At 32 years old, the Randalstown native tonight becomes one of the Radio Ulster's youngest presenters when he fronts his own show.
So far, he has earned his crust producing the self-professed 'biggest show in the country' for Nolan on weekday mornings.
Vinny is often heard being teased on-air by Nolan, but it seems the famously outspoken presenter has met his match.
Vinny told the Belfast Telegraph: "We've got to a point now where I can tell him he's being a pain, though he might not agree with me.
"Stephen said on air 'we'd a falling out'. I told him 'you're being a bit of an ass', but within 20 minutes it was sorted, which is better than not talking and letting it fester."
Vinny's most embarrassing moment came early in his Nolan Show career, when the conversation turned to tattoos.
"Stephen found out I have a tattoo on my thigh, but he said on-air he couldn't believe I had a tattoo on my crotch," Vinny said.
"My mum and sister were listening, and I think they nearly crashed the car. I'd never told my mum I had it, because she'd never see that one. It was a bit awkward initially, but mum was OK."
Dealing with a quick-witted host and real people on the Nolan Show means he is well-equipped to present The Vinny Show. The lively, late-night programme looks at real-life problems, from mental health to emigration, dating and everything in between.

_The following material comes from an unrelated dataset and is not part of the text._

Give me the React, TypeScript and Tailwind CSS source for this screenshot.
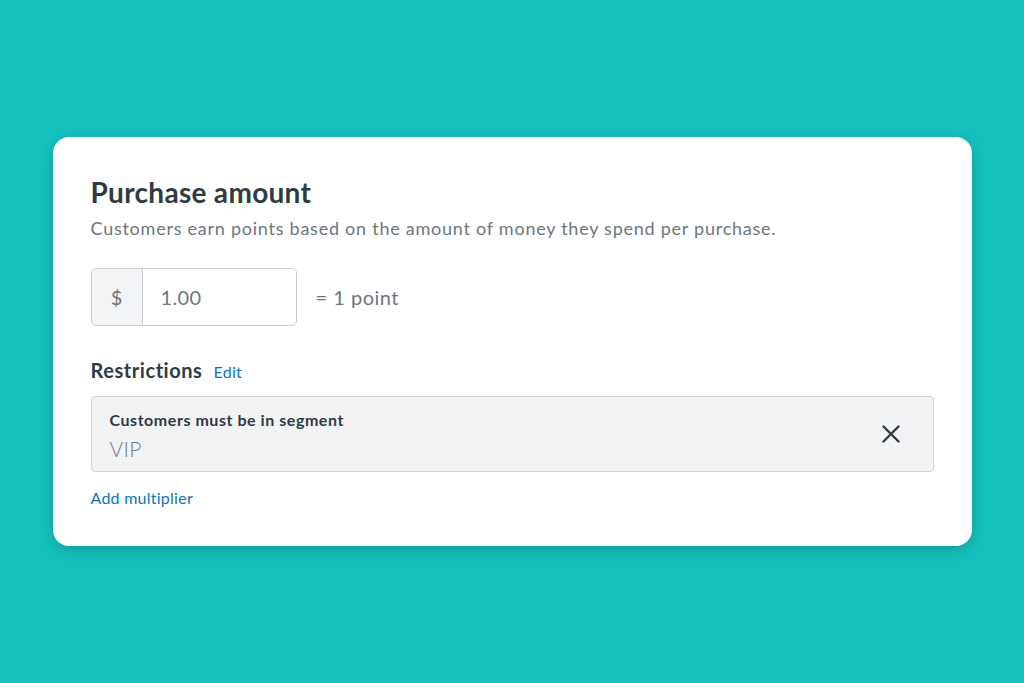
import React from "react";

export default function App() {
  return (
    <div
      className="w-[1024px] h-[683px] bg-[#14c0bd] flex items-start justify-center pt-[137px]"
      style={{ fontFamily: "Lato, 'Noto Sans', sans-serif" }}
    >
      <div className="w-[919px] h-[409px] bg-white rounded-[16px] shadow-[0_4px_14px_rgba(0,0,0,0.18)] pl-[38px] pr-[38px] pt-[37px] flex flex-col">
        <h1 className="text-[28px] leading-[36px] font-bold text-[#2d3b45] tracking-[0.3px]">Purchase amount</h1>
        <p className="mt-[6px] text-[18px] leading-[24px] text-[#6b7780] tracking-[0.75px]">
          Customers earn points based on the amount of money they spend per purchase.
        </p>
        <div className="mt-[28px] flex items-center">
          <div className="w-[206px] h-[58px] flex border border-[#c7cdd1] rounded-[5px] overflow-hidden">
            <div className="w-[51px] bg-[#f3f4f5] border-r border-[#c7cdd1] flex items-center justify-center text-[20px] text-[#6b7780]">
              $
            </div>
            <div className="flex-1 flex items-center pl-[18px] text-[20px] text-[#6b7780] tracking-[0.4px]">1.00</div>
          </div>
          <span className="ml-[19px] text-[20px] text-[#6b7780] tracking-[0.5px]">= 1 point</span>
        </div>
        <div className="mt-[31px] h-[26px] flex items-baseline">
          <h2 className="text-[20px] leading-[26px] font-bold text-[#2d3b45] tracking-[0.55px]">Restrictions</h2>
          <a className="ml-[11px] text-[16px] text-[#0a74c4] tracking-[0.3px]">Edit</a>
        </div>
        <div className="mt-[13px] h-[76px] bg-[#f2f3f5] border border-[#cfd5d9] rounded-[4px] flex items-start pl-[18px] pr-[33px] pt-[13px]">
          <div className="flex-1 flex flex-col">
            <span className="text-[16px] leading-[20px] font-bold text-[#2d3b45] tracking-[0.55px]">
              Customers must be in segment
            </span>
            <span className="mt-[6px] text-[21px] leading-[26px] text-[#737d85] font-light tracking-[0.3px]">VIP</span>
          </div>
          <svg width="18" height="18" viewBox="0 0 18 18" className="text-[#2d3b45] mt-[15px]">
            <path d="M1.5 1.5 L16.5 16.5 M16.5 1.5 L1.5 16.5" stroke="currentColor" strokeWidth="2.4" strokeLinecap="round" />
          </svg>
        </div>
        <a className="mt-[16px] text-[16px] leading-[20px] text-[#0a74c4] tracking-[0.25px]">Add multiplier</a>
      </div>
    </div>
  );
}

The first guest is 13-year-old Luke, who was bullied so badly he thought about taking his own life.
Vinny explained: "It's quite intense, but most of this came to a head when Luke was just 12. He talks about how he texted his mum to tell her he was having these thoughts, and she explains how it felt being at work an hour away when she found out. So much could have happened inside that hour."
For Vinny, stepping into his first major series has been a huge boost for someone whose career goal was always to work for the BBC.

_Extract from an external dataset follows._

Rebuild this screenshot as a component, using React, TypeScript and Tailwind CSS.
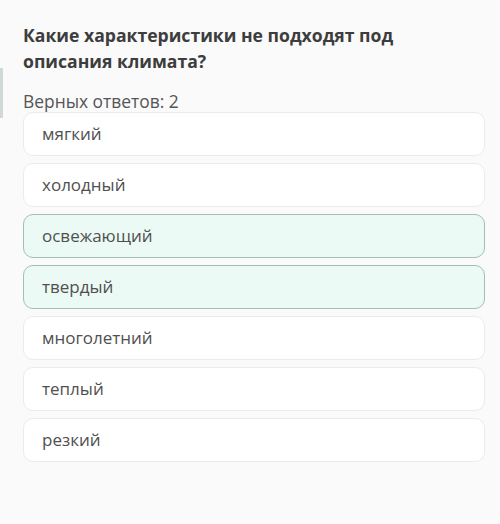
import React from "react";

const options = [
  { t: "мягкий", s: false },
  { t: "холодный", s: false },
  { t: "освежающий", s: true },
  { t: "твердый", s: true },
  { t: "многолетний", s: false },
  { t: "теплый", s: false },
  { t: "резкий", s: false },
];

export default function App() {
  return (
    <div className="relative w-[500px] h-[524px] bg-[#fafafa] overflow-hidden" style={{ fontFamily: '"Open Sans", "Noto Sans", sans-serif' }}>
      <div className="absolute left-0 top-[68px] w-[3px] h-[50px] bg-[#cfdad5]" />
      <div className="pl-[23px] pr-[16px] pt-[22px]">
        <h1 className="text-[17.6px] leading-[26px] font-bold text-[#3d3d3d] w-[400px]">
          Какие характеристики не подходят под описания климата?
        </h1>
        <div className="mt-[16px] text-[17.4px] leading-[22px] text-[#555555]">Верных ответов: 2</div>
        <div className="mt-0 flex flex-col gap-[7px] w-[462px]">
          {options.map((o) => (
            <div
              key={o.t}
              className={
                o.s
                  ? "h-[44px] flex items-center pl-[18px] rounded-[10px] border border-[#a3bdb8] bg-[#ebfaf4] text-[17px] text-[#505050]"
                  : "h-[44px] flex items-center pl-[18px] rounded-[10px] border border-[#ebebeb] bg-[#ffffff] text-[17px] text-[#505050]"
              }
            >
              {o.t}
            </div>
          ))}
        </div>
      </div>
    </div>
  );
}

He said: "The day I got my BBC staff pass was one of the proudest moments I've ever had. It's only a bit of plastic, but I'd worked so long for that.
"Sometimes I can't believe I've got my own show, it still seems surreal.
"I don't know what's next. I could annoy Stephen and say I'd love to take on the morning slot, from 9-10.30am, but I don't know if that's really what I do want."
With a busy working life, Vinny takes time to wind down by working out.
"I find if I go to the gym I usually sleep better that night, so it's therapeutic. I also like setting goals for myself."
Vinny Hurrell started working with the BBC in 2008, after returning from backpacking across Australia. He was "rescued" by the Nolan Show on Radio Ulster after short-term contracts with the BBC ended. Vinny previously presented The Clinic on Blast106, Belfast's community radio station. The format of The Vinny Show, starting at 10.15pm today and broadcast each Monday, is a departure from traditional evening programming on Radio Ulster, which usually focuses on music.